Aux États-Unis, Sophia Loren s'y rendit très tôt, dès 1957, à 23 ans, dès lors que sa carrière avait été prise en main par son incontournable mari, le très puissant et essentiel producteur Carlo Ponti. Dans la carrière de Sophia Loren, il y a deux tournants : L'Or de Naples, film à sketchs de De Sica (1954, on a revu l'extrait où, en pizzaiola, elle malaxe la pâte avec une sensualité plus que troublante) où elle rivalisait avec l'autre jeune star, Silvana Mangano (le film ayant été produit par leurs deux producteurs respectifs Dino de Laurentiis pour Mangano, Ponti pour Sophia Loren) et Pain, Amour, ainsi soit-il, de Dino Risi, où elle avait remplacé la star des deux premiers volets, Gina Lollobrigida.

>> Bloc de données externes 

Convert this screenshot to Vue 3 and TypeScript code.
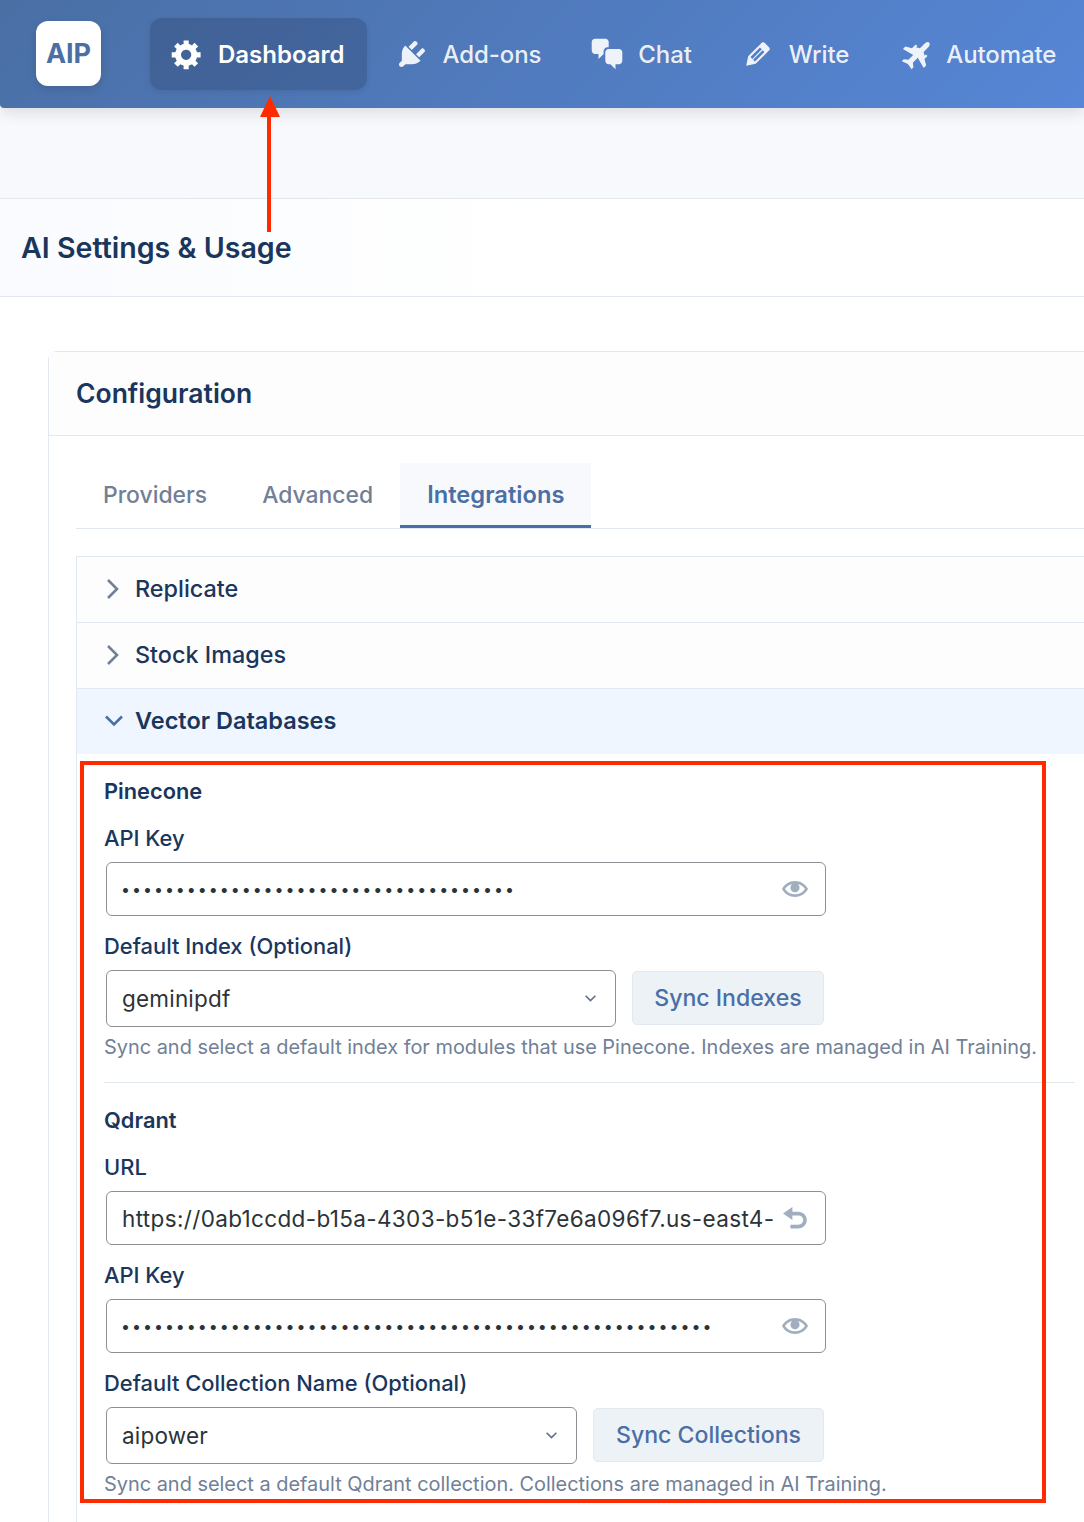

Parmi les extraits qu'on a eu le plaisir de revoir, Orgueil et passion, où elle danse un flamenco enflammé sous les yeux enamourés de Frank Sinatra et Cary Grant, et Le Cid, où elle embrasse en Chimène un Rodrigue dont elle ne semble pas avoir conservé un souvenir impérissable, Charlton Heston. Il en va de même avec l'impossible monsieur Brando (la Comtesse de Hong-Kong, le dernier film de Chaplin) qui s'était fait humilier par Chaplin pour ses retards, sous le regard de Sophia Loren, qui semblait ravie. L'extrait où on les voit se poursuivre dans la cabine de paquebot prit du coup une autre dimension. "Brando n'était pas l'homme le plus sympathique, avoua-t-elle. Pendant tout le tournage, il a mangé des glaces. Au début, il était cosi... À la fin, il était COSI."
53 ans après le prix reçu à Cannes pour La Ciociara (elle avait également remporté un Oscar), Sophia Loren, à presque 80 ans, a ravi les festivaliers. Lorsque le tour des questions fut venu, un émissaire du gouvernement indien est venu pratiquement s'agenouiller devant elle pour l'inviter dans son pays, où elle ne s'est jamais rendue. Et un vieux journaliste espagnol s'est levé pour lui rappeler qu'elle avait fait l'éducation sexuelle des adolescents ibériques des années 1950 et 1960. La Napolitaine en est restée baba.